Verizon Illustrates why FTTH and Cord-Cutting Aren’t for Everyone

Those who hope to find fiber broadband snaking through their neighborhoods will be unhappy when they read a Reuters interview with Verizon’s CFO.  Those who have followed my research on the subject of broadband profitability won’t be surprised, though.  What Shammo said was that FiOS won’t be as profitable to Verizon as wireline had been, and that’s a perfect picture of the dilemma of the modern service provider.

Copper loop infrastructure is relatively inexpensive to install and maintain.  The cost per foot for the media is low, and there are no special techniques needed to make connections.  You can deploy copper in support of POTS (plain old telephone service) that you sell for ten bucks a month.  Even augmented at the CO end with DSL equipment, the cost of the loop per customer has been hovering about a hundred bucks, and long useful life pays back on that decently.  That’s why telcos have been able to stay in business.  But fiber to the home is a LOT more expensive.  It costs about $700 to pass a home in a high-density territory like Verizon’s, and about $350 more to connect the customer.  That’s ten times the cost of copper.

Now, if telco TV and broadband earn operators like Verizon over a hundred bucks on the service per month (ten times POTS) then why isn’t fiber TV and broadband similarly profitable at ten times the cost?  The answer is twofold.  First, POTS delivered voice calls that consumed, in digital form, only 64 kbps.  Fiber delivers broadband Internet at 15 Mbps, and the aggregation network has to be a lot more robust to move that much larger amount of traffic.  So where the loop cost including switch termination was the big cost for POTS, the upstream aggregation in the metro network is a formidable added cost for broadband and FTTH.  Second, nobody would pay enough for broadband Internet to justify FTTH anywhere in the US.  What motivated Verizon to get into the FTTH game wasn’t broadband, it was channelized TV, and in that application you have to pay for the programming.  POTS was totally fulfilled internal to the telco world; its costs were their costs.  FiOS has a substantial cost component (up to 60%) in licensing fees for programming.

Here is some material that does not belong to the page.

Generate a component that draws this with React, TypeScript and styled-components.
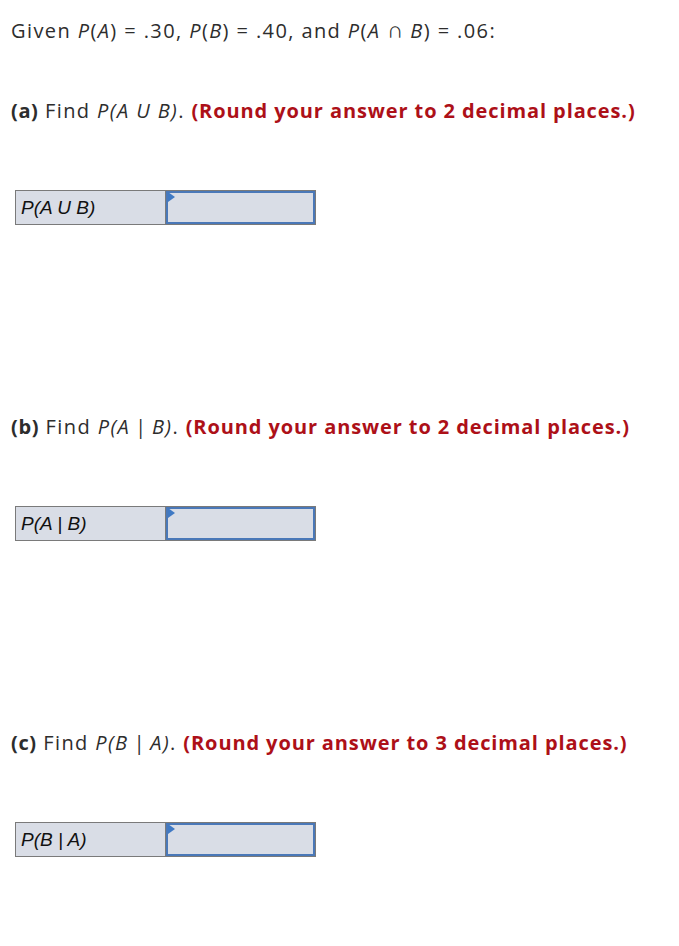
import React from 'react';
import styled, { createGlobalStyle } from 'styled-components';

const Global = createGlobalStyle`
  body {
    margin: 0;
    background: #fff;
    font-family: "Open Sans", "Liberation Sans", sans-serif;
    color: #2d2d2d;
  }
`;

const Page = styled.div`
  padding: 16px 0 0 11px;
`;

const Text = styled.p`
  margin: 0;
  font-size: 20px;
  line-height: 30px;
  letter-spacing: 1.4px;
  white-space: nowrap;
`;

const Cap = styled.span`
  font-family: "Liberation Serif", "DejaVu Serif", serif;
  font-size: 23px;
  line-height: 0;
  letter-spacing: 0;
`;

const Section = styled.section`
  margin-top: 50px;
  & + & {
    margin-top: 187px;
  }
`;

const Part = styled.b`
  font-weight: 700;
  letter-spacing: 0.6px;
`;

const Hint = styled.b`
  color: #ad1018;
  font-weight: 700;
  letter-spacing: 0.9px;
`;

const Answer = styled.div`
  display: flex;
  width: 301px;
  height: 35px;
  margin: 64px 0 0 4px;
  border: 1px solid #7a7a7a;
  box-sizing: border-box;
  background: #d9dde6;
`;

const Label = styled.div`
  width: 150px;
  border-right: 1px solid #7a7a7a;
  display: flex;
  align-items: center;
  padding-left: 5px;
  box-sizing: border-box;
  font-family: "Liberation Sans", Arial, sans-serif;
  font-style: italic;
  font-size: 19px;
  color: #111;
`;

const Field = styled.div`
  position: relative;
  flex: 1;
  border: 2px solid #4a78b8;
  background: #d9dde6;
`;

const Flag = styled.span`
  position: absolute;
  top: 0;
  left: 0;
  border-top: 5px solid transparent;
  border-bottom: 5px solid transparent;
  border-left: 7px solid #3f79c4;
  margin-top: -1px;
`;

const parts = [
  { id: '(a)', expr: 'P(A U B)', dp: 2, label: 'P(A U B)' },
  { id: '(b)', expr: 'P(A\u2009|\u2009B)', dp: 2, label: 'P(A | B)' },
  { id: '(c)', expr: 'P(B\u2009|\u2009A)', dp: 3, label: 'P(B | A)' },
];

export default function App() {
  return (
    <Page>
      <Global />
      <Text>
        Given <i>P</i>(<i>A</i>) = .30, <i>P</i>(<i>B</i>) = .40, and <i>P</i>(<i>A</i> <Cap>∩</Cap> <i>B</i>) = .06:
      </Text>
      {parts.map((p) => (
        <Section key={p.id}>
          <Text>
            <Part>{p.id}</Part> Find <i>{p.expr}</i>. <Hint>(Round your answer to {p.dp} decimal places.)</Hint>
          </Text>
          <Answer>
            <Label>{p.label}</Label>
            <Field>
              <Flag />
            </Field>
          </Answer>
        </Section>
      ))}
    </Page>
  );
}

This is why the whole wireline game is so precarious for telcos.  If you stay with your copper plant, as AT&T has done, you have fundamental limitations in the quantity of channelized material you can deliver, and anything you do in TV reduces what you can deliver in Internet service.  You pay the same programming fees, too, so while your costs are low your hold on the market is threatened by every advance, including HDTV, and by cable competitors whose copper plant is the higher-capacity CATV.  But if you move to fiber, you’ll pay an enormous capital cost up front that you’ll have to amortize over decades to afford, and profit per year after fees to pay back on that is shrinking as licensing fees rise.  No wonder we have fiber only in very economically dense areas, which is what my models have shown would be the case all along.

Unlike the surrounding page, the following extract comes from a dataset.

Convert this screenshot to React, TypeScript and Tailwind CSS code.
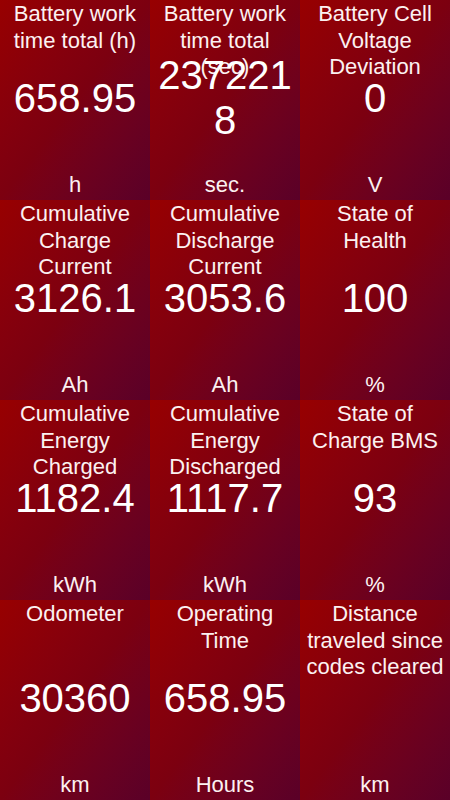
type Metric = {
  title: string;
  value: string;
  unit: string;
};

const metrics: Metric[] = [
  { title: "Battery work time total (h)", value: "658.95", unit: "h" },
  { title: "Battery work time total (sec)", value: "2372218", unit: "sec." },
  { title: "Battery Cell Voltage Deviation", value: "0", unit: "V" },
  { title: "Cumulative Charge Current", value: "3126.1", unit: "Ah" },
  { title: "Cumulative Discharge Current", value: "3053.6", unit: "Ah" },
  { title: "State of Health", value: "100", unit: "%" },
  { title: "Cumulative Energy Charged", value: "1182.4", unit: "kWh" },
  { title: "Cumulative Energy Discharged", value: "1117.7", unit: "kWh" },
  { title: "State of Charge BMS", value: "93", unit: "%" },
  { title: "Odometer", value: "30360", unit: "km" },
  { title: "Operating Time", value: "658.95", unit: "Hours" },
  { title: "Distance traveled since codes cleared", value: "", unit: "km" },
];

const Tile: React.FC<Metric> = ({ title, value, unit }) => {
  return (
    <div className="grid h-[200px] overflow-hidden bg-gradient-to-br from-[#980000] via-[#7c0010] to-[#5a0028] px-[6px] text-center text-[#fcf1f1]">
      <div className="col-start-1 row-start-1 self-start pt-[1px] text-[22px] leading-[26.5px]">
        {title}
      </div>
      <div className="col-start-1 row-start-1 self-center break-all pb-[4px] text-[40px] leading-[45px] text-white">
        {value}
      </div>
      <div className="col-start-1 row-start-1 self-end pb-[2px] text-[22px] leading-[26.5px]">
        {unit}
      </div>
    </div>
  );
};

export default function App() {
  return (
    <div className="grid h-[800px] w-[450px] grid-cols-3 font-['Liberation_Sans',Arial,sans-serif]">
      {metrics.map((m, i) => (
        <Tile key={i} {...m} />
      ))}
    </div>
  );
}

If you then look at what the “cut-the-cord” types would like the future to be, you see the problem there too.  Right now, only people like AT&T with U-verse deliver channelized TV over IP, and frankly I’ve never believed it was a sound strategy even for them.  But if you moved to a true OTT TV model, you’d have an enormous problem of traffic growth.  A single TV show might consume about 5 Mbps (average between SD and HD) of bandwidth per channel, so sending all 200 channels to a CO for distribution would consume about a gigabit of capacity.  If that CO has 20,000 households, the same material delivered on-demand and OTT would consume ONE HUNDRED TIMES that bandwidth.  More significantly, that is nearly 800 times more than the typical per-CO peak Internet traffic level today.  There is simply no way something like that is going to work.  At what consumers are prepared to pay for broadband (an average of less than $40 per month), what operator is going to expand aggregation bandwidth by nearly a thousand times?  And in any case, how are those who are providing low-cost OTT video going to pay programming fees if those fees rise to where they’d have to be for networks to survive the loss of channelized TV?